Access to e-government (information and services) depends on access to ICTs (not just connectivity; also affordability and relevance of content, research skills and digital literacy). Even where governments intend it to, e-government doesn’t therefore necessarily counteract existing inequalities. In societies which are highly unequal, it can easily make government services more accessible to the better-off without making much difference to the poor.
That’s particularly important if governments try to make e-government the only way of accessing specific services. Requiring people to access services or entitlements online makes life more difficult for those who don’t have access or can’t make easy use of it, for example because they’re not familiar with PCs, the Web or social media, or lack the necessary research or administrative skills.
It’s difficult in all societies to ensure that those who are most marginalised take up services and benefits that they’re entitled to. Forcing people to use digital services without alternatives that are more familiar to them can increase marginalisation. E-government services should be designed to meet real people’s needs as well as saving money.
A similar point applies to e-participation.

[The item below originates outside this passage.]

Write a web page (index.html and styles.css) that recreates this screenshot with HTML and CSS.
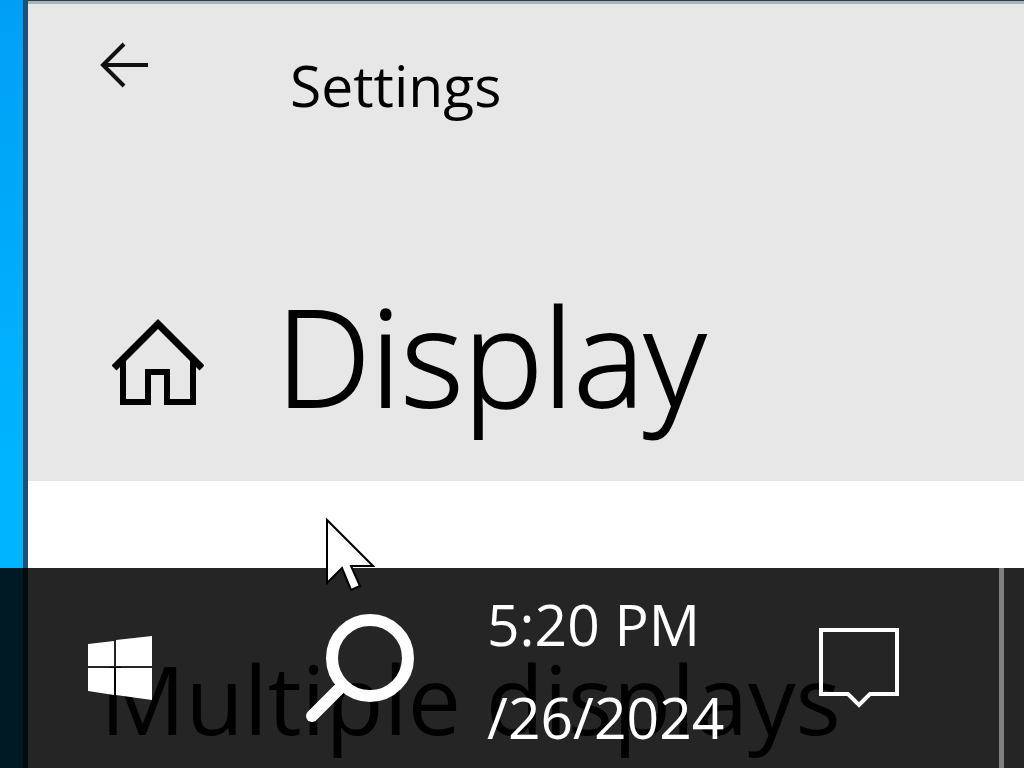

Those who are most likely to participate – in consultations, petitions, online voting, on radio phone-ins or social media platforms – are those with strong opinions and time on their hands, not those whose voices are least heard by governments. Offering new ways to participate doesn’t make participation representative: it should be part of wider engagement strategies which seek to ensure that every voice is heard, not just those that can shout loudest or most often.
E-government for the people, not of the people
E-government, in short, has much to offer and can do a lot to improve the quality of government, of public services and of participation. But it’s not an answer in itself. If people are to gain from it, it should be e-government for the people, not of the people. And it should make sure that no-one’s left behind.